In order to weed off the liquidity crisis, corporate sector resorted to various cost-cutting measures including furloughs, layoffs and reduction in discretionary expenses. Some other firms looked beyond the short-term funding avenues, such as revolving lines of bank credit, to bridge temporary cash shortfalls.

Some others employed one of the most common and widely followed trend to perk up the liquidity position during recessionary conditions — dividend cut or suspension of dividend payment until the overall situation improves. Although a bulk of the firms across diverse sectors has increasingly followed the drift, a handful has chosen to swim against the tide and continued rewarding shareholders with dividend hikes.

Let us dig deep into three such stocks to gauge the underlying metrics that reflect their inherent financial strengths.

Motorola Solutions, Inc.: This leading communications equipment manufacturer has recently hiked its quarterly dividend by 11% year over year to 71 cents per share. Motorola currently has a dividend payout rate of 35.6%, which has increased sequentially over the past couple of quarters, indicating that it is sharing more of its earnings with stockholders.
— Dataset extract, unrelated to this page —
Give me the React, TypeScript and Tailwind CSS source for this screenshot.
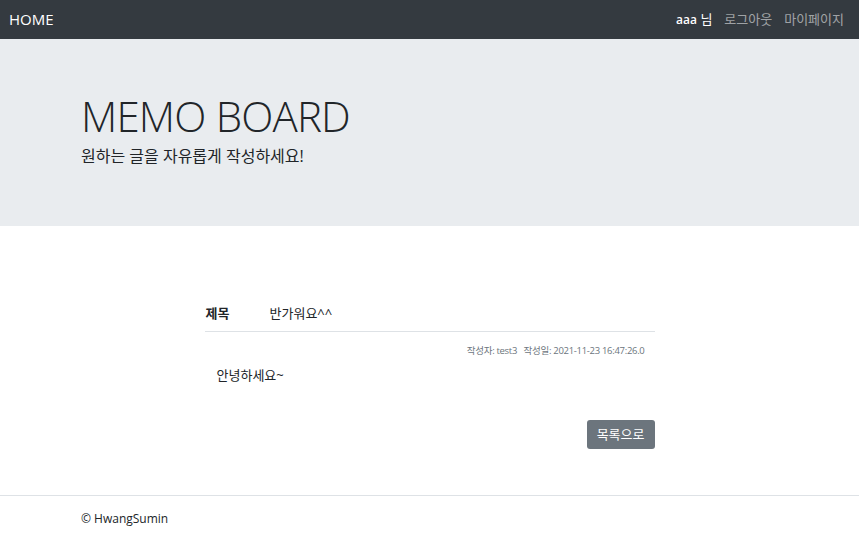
import React from "react";

const font = { fontFamily: '"Open Sans", "Noto Sans CJK KR", sans-serif' };

export default function App() {
  return (
    <div className="min-h-[537px] bg-white text-[#212529]" style={font}>
      <nav className="h-[39px] bg-[#343a40] flex items-center justify-between px-[9px]">
        <a className="text-[15px] text-white">HOME</a>
        <div className="flex items-center gap-[12px] text-[13px] pr-[6px]">
          <span className="text-white">
            <b className="font-semibold text-[12px]">aaa</b> 님
          </span>
          <a className="text-[#ffffff8c]">로그아웃</a>
          <a className="text-[#ffffff8c]">마이페이지</a>
        </div>
      </nav>

      <section className="h-[187px] bg-[#e9ecef] px-[81px] pt-[50px]">
        <h1 className="text-[42px] font-light leading-[54px] tracking-[-0.8px]">MEMO BOARD</h1>
        <p className="text-[16px] mt-[1px]">원하는 글을 자유롭게 작성하세요!</p>
      </section>

      <main className="w-[450px] mx-auto pt-[72px] pb-[46px]">
        <div className="flex items-center h-[34px] text-[13px] border-b border-[#dee2e6] pb-[2px]">
          <span className="w-[65px] pl-[1px] font-bold">제목</span>
          <span>반가워요^^</span>
        </div>
        <div className="text-right text-[9.5px] tracking-[-0.3px] text-[#6c757d] mt-[12px] pr-[10px]">
          작성자: test3&nbsp;&nbsp;&nbsp;작성일: 2021-11-23 16:47:26.0
        </div>
        <p className="text-[13px] pl-[12px] mt-[8px]">안녕하세요~</p>
        <div className="flex justify-end mt-[34px]">
          <button className="h-[29px] px-[10px] rounded-[3px] bg-[#6c757d] text-white text-[13px]">
            목록으로
          </button>
        </div>
      </main>

      <footer className="border-t border-[#dee2e6] px-[81px] pt-[14px] text-[12px]">
        © HwangSumin
      </footer>
    </div>
  );
}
The current hike reflects the inherent financial strength of the company and strong cash flow driven by healthy execution of operating plans. As a leading provider of mission-critical communication products and services worldwide, Motorola has ensured a steady revenue stream from this niche market. It intends to boost its position in the public safety domain by entering into alliances with other players in the ecosystem.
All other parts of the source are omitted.